Quel regard portez-vous sur la promotion de la culture au Bénin ?

Moi je pense que la culture a toujours sauvé l’humanité. Nous devons toujours valoriser ce qui nous est cher, parce que tant que nous-mêmes ne valorisons pas notre avoir, personne ne viendra le faire à notre place. En dehors des aspects sus-évoqués, j’ai voulu écrire cette pièce pour valoriser les valeurs morales de notre société ancienne telles que la bravoure, le courage et par dessus tout, notre identité. C’est d’ailleurs pour cela que j’ai essayé de convoquer tous les éléments nécessaires pour la cause. Les noms des personnages dans cette pièce sont puisés du vocabulaire baatonnu. C’est la preuve que nos cultures et nos langues possèdent une puissance incommensurable qu’on peut utiliser pour écrire de très belles pages. Aussi, j’ai voulu mettre en valeur les plaisanteries qui existent souvent entre un individu X et son Cousin Y à travers deux personnages que j’ai créés dans le prologue et l’épilogue de la pièce. Il s’agit de Boni et son Cousin, deux jeunes qui n’arrêtent de se taquiner amicalement. En milieu baatonnu, le cousinage est un héritage. C’est d’ailleurs pourquoi la plaisanterie continue d’exister entre les Baatombu et les Nagot. À vrai dire, le Bénin en général, est un pays qui peut se faire envier, si nous avons su écrire nos cultures sur les belles pages. Notre histoire est riche. Elle est riche de courage. Elle est riche de bravoure. Elle est riche de bonne moralité. Elle est riche d’un savoir faire. Elle est riche d’histoires merveilleuses. Elle est riche de pleines de choses. Et je crois qu’on a encore de la matière à vendre dans le domaine culturel.

La statue de Bio Guèra à Cotonou, Quelle appréciation ?

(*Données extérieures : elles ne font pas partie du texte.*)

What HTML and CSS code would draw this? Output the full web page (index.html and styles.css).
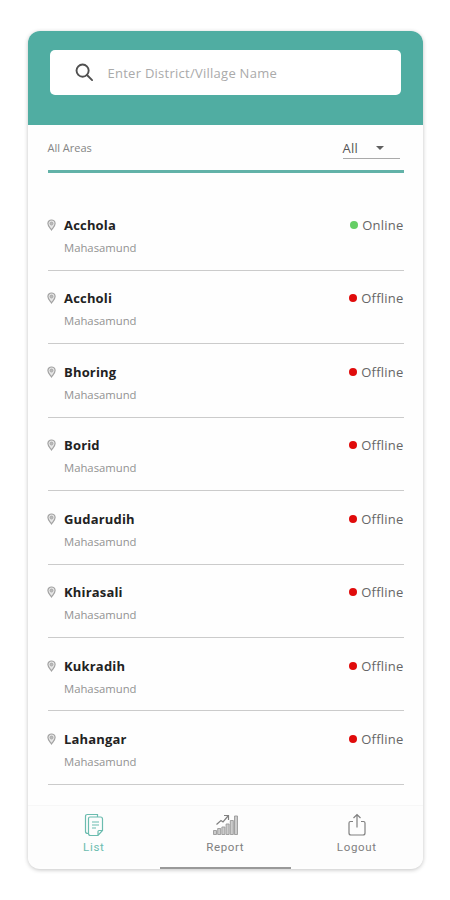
FILE: index.html
```html
<!DOCTYPE html>
<html lang="en">
<head>
<meta charset="utf-8">
<title>All Areas</title>
<link rel="stylesheet" href="styles.css">
</head>
<body>
<svg class="defs" width="0" height="0" aria-hidden="true">
  <symbol id="pin" viewBox="0 0 10 13"><path d="M5 12C3.500 9.600 1 7.700 1 4.900a4 4 0 0 1 8 0C9 7.700 6.500 9.600 5 12z" fill="#e6e6e6" stroke="#a2a2a2" stroke-width="1.300"/><circle cx="5" cy="4.900" r="1.600" fill="#bbb" stroke="#a2a2a2" stroke-width=".9"/></symbol>
</svg>
<main class="card">
  <header class="header">
    <div class="search">
      <svg class="search-icon" viewBox="0 0 20 20"><circle cx="8" cy="8" r="6.400"/><path d="M12.600 12.600l5.400 5.400"/></svg>
      <span class="placeholder">Enter District/Village Name</span>
    </div>
  </header>
  <section class="filter">
    <span class="filter-title">All Areas</span>
    <div class="select"><span>All</span><i class="caret"></i></div>
  </section>
  <ul class="list">
    <li class="row"><svg class="pin"><use href="#pin"/></svg><div class="place"><b class="name">Acchola</b><span class="district">Mahasamund</span></div><span class="status online">Online</span></li>
    <li class="row"><svg class="pin"><use href="#pin"/></svg><div class="place"><b class="name">Accholi</b><span class="district">Mahasamund</span></div><span class="status">Offline</span></li>
    <li class="row"><svg class="pin"><use href="#pin"/></svg><div class="place"><b class="name">Bhoring</b><span class="district">Mahasamund</span></div><span class="status">Offline</span></li>
    <li class="row"><svg class="pin"><use href="#pin"/></svg><div class="place"><b class="name">Borid</b><span class="district">Mahasamund</span></div><span class="status">Offline</span></li>
    <li class="row"><svg class="pin"><use href="#pin"/></svg><div class="place"><b class="name">Gudarudih</b><span class="district">Mahasamund</span></div><span class="status">Offline</span></li>
    <li class="row"><svg class="pin"><use href="#pin"/></svg><div class="place"><b class="name">Khirasali</b><span class="district">Mahasamund</span></div><span class="status">Offline</span></li>
    <li class="row"><svg class="pin"><use href="#pin"/></svg><div class="place"><b class="name">Kukradih</b><span class="district">Mahasamund</span></div><span class="status">Offline</span></li>
    <li class="row"><svg class="pin"><use href="#pin"/></svg><div class="place"><b class="name">Lahangar</b><span class="district">Mahasamund</span></div><span class="status">Offline</span></li>
  </ul>
  <nav class="nav">
    <div class="tab active">
      <svg class="icon" viewBox="0 0 26 24"><path d="M16.500 3.500V1.500H6.500Q4.500 1.500 4.500 3.500V18.500Q4.500 20.500 7 20.500M7.500 5.500Q7.500 4 9 4H19.500Q21.500 4 21.500 6V17.500L17 22.500H9.500Q7.500 22.500 7.500 20.500ZM17 22V18.500Q17 17.500 18 17.500H21M11 9h7M11 12h7M11 15h4"/></svg>
      <span>List</span>
    </div>
    <div class="tab">
      <svg class="icon" viewBox="0 0 26 24"><path class="bars" d="M1.500 17.500h3v4h-3zM5.700 15.500h3v6h-3zM9.900 14h3v7.500h-3zM14.100 11h3v10.500h-3zM18.300 7.500h3v14h-3zM22.500 3h3v18.500h-3z"/><path d="M4.500 11.500L9 7.500l2 1.500L16 3M12 2.500h4.500V7"/></svg>
      <span>Report</span>
    </div>
    <div class="tab">
      <svg class="icon" viewBox="0 0 26 24"><path d="M9 8.500H6.500Q5 8.500 5 10V20Q5 22 7 22H19Q21 22 21 20V10Q21 8.500 19.500 8.500H17M13 14.500V2M9.500 5L13 1.500L16.500 5"/></svg>
      <span>Logout</span>
    </div>
  </nav>
  <div class="home-bar"></div>
</main>
</body>
</html>
```
FILE: styles.css
```css
* { box-sizing: border-box; }
body { margin: 0; padding: 31px 28px; background: #fff; font-family: "Open Sans", sans-serif; }
.defs { position: absolute; }
.card { display: flex; flex-direction: column; width: 394.5px; height: 838px; overflow: hidden; border-radius: 12px; background: #fefefe; box-shadow: 0 1px 4px rgba(0,0,0,.24); }
.header { flex: none; height: 93.500px; padding: 19px 21.500px; background: #50ada2; }
.search { display: flex; align-items: center; height: 45px; padding-left: 25px; border-radius: 5px; background: #fff; }
.search-icon { width: 19px; height: 19px; fill: none; stroke: #505050; stroke-width: 2; stroke-linecap: round; }
.placeholder { margin-left: 14px; font-size: 13px; letter-spacing: .26px; color: #aaa; }
.filter { flex: none; display: flex; justify-content: space-between; height: 48.500px; margin: 0 19px 0 19.500px; border-bottom: 3px solid #62b2a8; }
.filter-title { margin-top: 15px; font-size: 11px; line-height: 16px; color: #858585; }
.select { display: flex; align-items: center; gap: 18px; width: 57px; height: 22px; margin: 12.500px 4px 0 0; border-bottom: 1px solid #aaa; font-size: 13px; letter-spacing: .2px; color: #555; }
.caret { border: 4.500px solid transparent; border-top-color: #606060; border-bottom: 0; }
.list { flex: none; margin: 24.500px 19px 0 19.500px; padding: 0; list-style: none; }
.row { display: flex; height: 73.430px; padding-top: 17.500px; border-bottom: 1.500px solid #cbcbcb; }
.pin { width: 9px; height: 12px; margin: 4px 0 0 -.5px; }
.place { flex: 1; margin-left: 8px; }
.name, .district { display: block; }
.name { font-size: 13px; line-height: 20px; letter-spacing: .18px; color: #222; }
.district { margin-top: 4px; font-size: 11.300px; line-height: 18px; color: #929292; }
.status { display: flex; align-items: center; gap: 4px; height: 20px; font-size: 13px; letter-spacing: .22px; color: #666; }
.status::before { content: ""; width: 8px; height: 8px; border-radius: 50%; background: #e00b0b; }
.online::before { background: #65ce65; }
.nav { flex: none; display: grid; grid-template-columns: repeat(3, 131.500px); height: 62px; margin-top: auto; padding-top: 7px; border-top: 1px solid #f7f7f7; background: #fdfdfd; }
.tab { display: flex; flex-direction: column; align-items: center; font-family: Roboto, sans-serif; font-size: 11.500px; line-height: 16px; letter-spacing: .65px; color: #808080; }
.active { color: #6bbcaf; }
.icon { width: 26px; height: 24px; margin-bottom: 2px; fill: none; stroke: currentColor; stroke-width: 1.200; }
.bars { fill: #ccc; stroke: #999; stroke-width: .9; }
.home-bar { flex: none; width: 131px; height: 2.500px; margin-left: 132px; background: #999; }
```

Quand vous allez aujourd’hui dans les alentours de l’aéroport et vous voyez ce Bio Guèra, cabré sur son cheval avec une posture de combattant, vous ne pouvez qu’être fier. Je pense que l’endroit a été bien choisi. C’est le lieu idéal pour faire la promotion de ce héros national, parce que tous les étrangers qui viennent au Bénin prennent par là. Et l’Amazone qui couvre tout Cotonou avec son élégance ?... Quand on regarde tout ça, on ne peut qu’encourager les initiateurs, parce que c’est la seule façon de rendre hommage à nos vaillants combattants et en même temps les immortaliser. Quand nos enfants grandiront et verront ces statues, ils pourront poser la question pour chercher à comprendre davantage sur le vécu de ces personnages emblématiques.

Votre mot de la fin ?

Mon mot de la fin ne sera que de vous remercier pour l’occasion que vous m’accordez de me faire entendre. En réalité, il y a plusieurs voix qui ont de belles choses à dire, mais elles ne sont malheureusement pas audibles, parce qu’elles manquent d’un micro qui pourrait relayer ce qu’elles disent. Personnellement, je tiens à vous remercier de l’intérêt que vous m’accordez. La littérature béninoise vit bien et très bien. Elle respire, d’ailleurs comme un être humain et grandit avec de nouvelles créations littéraires au sein de la jeunesse. Cependant, nous devons l’utiliser pour faire la promotion de notre histoire, notre culture et au final notre identité. Je profite de l’occasion pour demander à nos personnalités politiques de toujours soutenir les jeunes auteurs qui ont la volonté de faire la promotion de notre culture à travers leurs œuvres. Puisse Dieu faciliter nos différents projets.